I think I got my method really screwed up.
public void addToList(Node node){
//check if list is empty, if so insert at head
if(count == 0 ){
head = node;
head.setNext(null);
count++;
}
else{
Node temp = head;
for(int i=0; i<count; i++){
//if value is greater, insert after
if(node.getItem().getValue().compareTo(temp.getItem().getValue()) > 0){
node.setNext(temp.getNext());
temp.setNext(node);
}
//if value is equal just increment the counter
else if(node.getItem().getValue().compareTo(temp.getItem().getValue()) == 0){
temp.getItem().setCount(temp.getItem().getCount() + 1);
}
//else insert before
else{
node.setNext(temp);
}
}
}
}
Ok so this is inserting all my strings, but not in alphabetical order. Do you see any error?
public Node findIsertionPoint(Node head, Node node){
if( head == null)
return null;
Node curr = head;
while( curr != null){
if( curr.getValue().compareTo(node.getValue()) == 0)
return curr;
else if( curr.getNext() == null || curr.getNext().getValue().compareTo(node.getValue()) > 0)
return curr;
else
curr = curr.getNext();
}
return null;
}
public void insert(Node node){
Node newNode = node;
Node insertPoint = this.findIsertionPoint(this.head, node);
if( insertPoint == null)
this.head = newNode;
else{
if( insertPoint.getValue().compareTo(node.getValue()) == 0)
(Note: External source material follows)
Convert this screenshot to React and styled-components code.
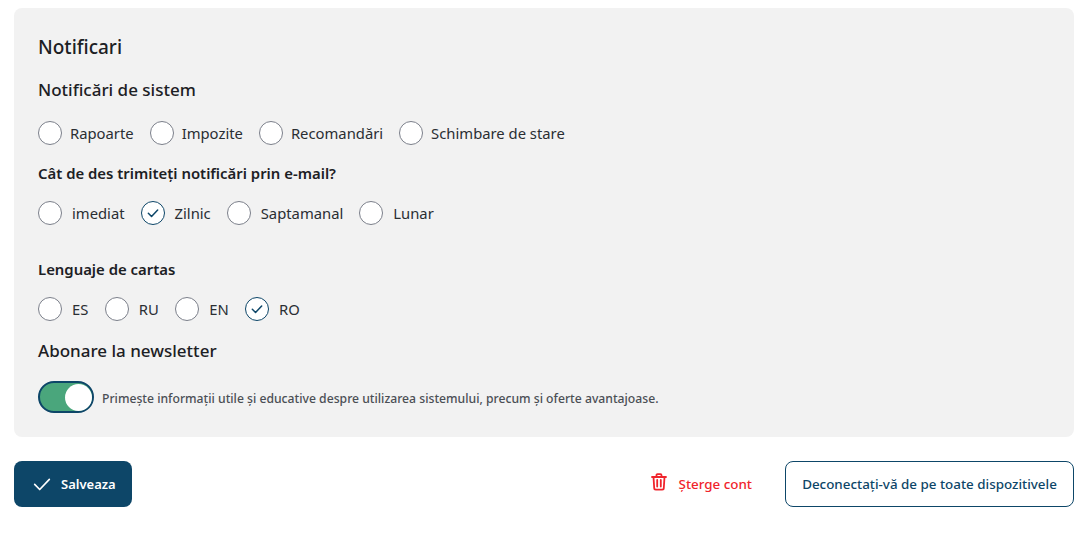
import React from "react";
import styled, { createGlobalStyle } from "styled-components";

const Global = createGlobalStyle`
  html, body { margin: 0; padding: 0; background: #fff; }
  body { font-family: "Noto Sans", "Open Sans", sans-serif; color: #1c2024; }
`;
const Page = styled.div`
  padding: 8px 16px 0 14px;
  display: flex;
  flex-direction: column;
  gap: 24px;
`;
const Panel = styled.section`
  background: #f2f2f2;
  border-radius: 8px;
  height: 429px;
  box-sizing: border-box;
  padding: 26px 24px 0;
  display: flex;
  flex-direction: column;
`;
const Title = styled.h2`
  margin: 0;
  font-size: 19px;
  line-height: 26px;
  font-weight: 500;
`;
const Heading = styled.h3`
  margin: ${(p) => p.$top}px 0 0;
  font-size: 17px;
  line-height: 24px;
  font-weight: 500;
`;
const Question = styled.h4`
  margin: ${(p) => p.$top}px 0 0;
  font-size: 14.9px;
  line-height: 20px;
  font-weight: 600;
`;
const Options = styled.div`
  display: flex;
  align-items: center;
  height: 24px;
  margin-top: ${(p) => p.$top}px;
  gap: ${(p) => p.$gap}px;
`;
const Option = styled.label`
  display: flex;
  align-items: center;
  gap: ${(p) => p.$gap}px;
  font-size: 14.8px;
  line-height: 24px;
  color: #2a2e33;
`;
const Circle = styled.span`
  width: 24px;
  height: 24px;
  box-sizing: border-box;
  border-radius: 50%;
  background: #fff;
  border: 1px solid ${(p) => (p.$on ? "#0d4668" : "#7b7f8a")};
  display: flex;
  align-items: center;
  justify-content: center;
  color: #0d4668;
`;
const ToggleRow = styled.div`
  display: flex;
  align-items: center;
  gap: 8px;
  margin-top: 18px;
`;
const Track = styled.span`
  width: 56px;
  height: 32px;
  box-sizing: border-box;
  border: 2px solid #0d4668;
  border-radius: 16px;
  background: #4aa67c;
  display: flex;
  align-items: center;
  justify-content: flex-end;
`;
const Knob = styled.span`
  width: 27px;
  height: 27px;
  border-radius: 50%;
  background: #fff;
`;
const Hint = styled.span`
  font-size: 12.2px;
  line-height: 18px;
  font-weight: 500;
  color: #4b4f55;
  padding-top: 3px;
`;
const Footer = styled.footer`
  display: flex;
  align-items: center;
  justify-content: space-between;
`;
const Save = styled.button`
  width: 118px;
  height: 46px;
  border: 0;
  border-radius: 8px;
  background: #0d4668;
  color: #fff;
  font: 600 13px "Noto Sans", sans-serif;
  display: flex;
  align-items: center;
  gap: 8px;
  padding: 0 0 0 17px;
`;
const Actions = styled.div`
  display: flex;
  align-items: center;
  gap: 33px;
`;
const Delete = styled.button`
  border: 0;
  background: none;
  padding: 0;
  color: #f0242c;
  font: 500 13.4px "Noto Sans", sans-serif;
  display: flex;
  align-items: center;
  gap: 12px;
`;
const TrashIcon = styled.svg`
  margin-bottom: 4px;
`;
const Outline = styled.button`
  width: 289px;
  height: 46px;
  box-sizing: border-box;
  border: 1px solid #0d4668;
  border-radius: 8px;
  background: #fff;
  color: #0d4668;
  font: 500 13.4px "Noto Sans", sans-serif;
  padding: 0;
`;

const Check = ({ size = 14, w = 2.6 }) => (
  <svg width={size} height={size} viewBox="0 0 24 24" fill="none" stroke="currentColor" strokeWidth={w} strokeLinecap="round" strokeLinejoin="round">
    <path d="M4 12.5l5.5 5.5L20 7" />
  </svg>
);
const Trash = () => (
  <TrashIcon width="16" height="18" viewBox="0 0 16 18" fill="none" stroke="#f0242c" strokeWidth="1.8" strokeLinecap="round" strokeLinejoin="round">
    <path d="M1 4h14M5.5 4V2.2c0-.6.4-1 1-1h3c.6 0 1 .4 1 1V4M2.5 4l.7 11c0 .9.7 1.6 1.6 1.6h6.4c.9 0 1.6-.7 1.6-1.6l.7-11M6.2 7v6.5M9.8 7v6.5" />
  </TrashIcon>
);

const Radio = ({ label, on, gap }) => (
  <Option $gap={gap}>
    <Circle $on={on}>{on && <Check />}</Circle>
    {label}
  </Option>
);

export default function App() {
  return (
    <Page>
      <Global />
      <Panel>
        <Title>Notificari</Title>
        <Heading $top={18}>Notificări de sistem</Heading>
        <Options $top={19} $gap={16}>
          <Radio gap={8} label="Rapoarte" />
          <Radio gap={8} label="Impozite" />
          <Radio gap={8} label="Recomandări" />
          <Radio gap={8} label="Schimbare de stare" />
        </Options>
        <Question $top={18}>Cât de des trimiteți notificări prin e-mail?</Question>
        <Options $top={18} $gap={16}>
          <Radio gap={10} label="imediat" />
          <Radio gap={10} label="Zilnic" on />
          <Radio gap={10} label="Saptamanal" />
          <Radio gap={10} label="Lunar" />
        </Options>
        <Question $top={34}>Lenguaje de cartas</Question>
        <Options $top={18} $gap={16.4}>
          <Radio gap={10} label="ES" />
          <Radio gap={10} label="RU" />
          <Radio gap={10} label="EN" />
          <Radio gap={10} label="RO" on />
        </Options>
        <Heading $top={18}>Abonare la newsletter</Heading>
        <ToggleRow>
          <Track><Knob /></Track>
          <Hint>Primește informații utile și educative despre utilizarea sistemului, precum și oferte avantajoase.</Hint>
        </ToggleRow>
      </Panel>
      <Footer>
        <Save><Check size={22} w={1.8} />Salveaza</Save>
        <Actions>
          <Delete><Trash />Șterge cont</Delete>
          <Outline>Deconectați-vă de pe toate dispozitivele</Outline>
        </Actions>
      </Footer>
    </Page>
  );
}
insertPoint.getItem().incrementCount();
else{
newNode.setNext(insertPoint.getNext());
insertPoint.setNext(newNode);
}
}
count++;
}
There are a few bugs with your code:
Inserting at/before head actually needs to happen in two different scenarios:
If the list is empty, head becomes node
If the list is not empty, but node is less than the first element, head also becomes node
In either case, node links to whatever head was pointing to before (null or a real node), and head now points to node.
If you're not inserting before head, then you must be inserting after some node. We just need to find where this place is. There are two scenarios:
node.getValue() > temp.getValue(), and node.getValue() < temp.getNext().getValue()
node.getValue() > temp.getValue() and temp.getNext() == null
In either case, node is inserted between temp and temp.getNext()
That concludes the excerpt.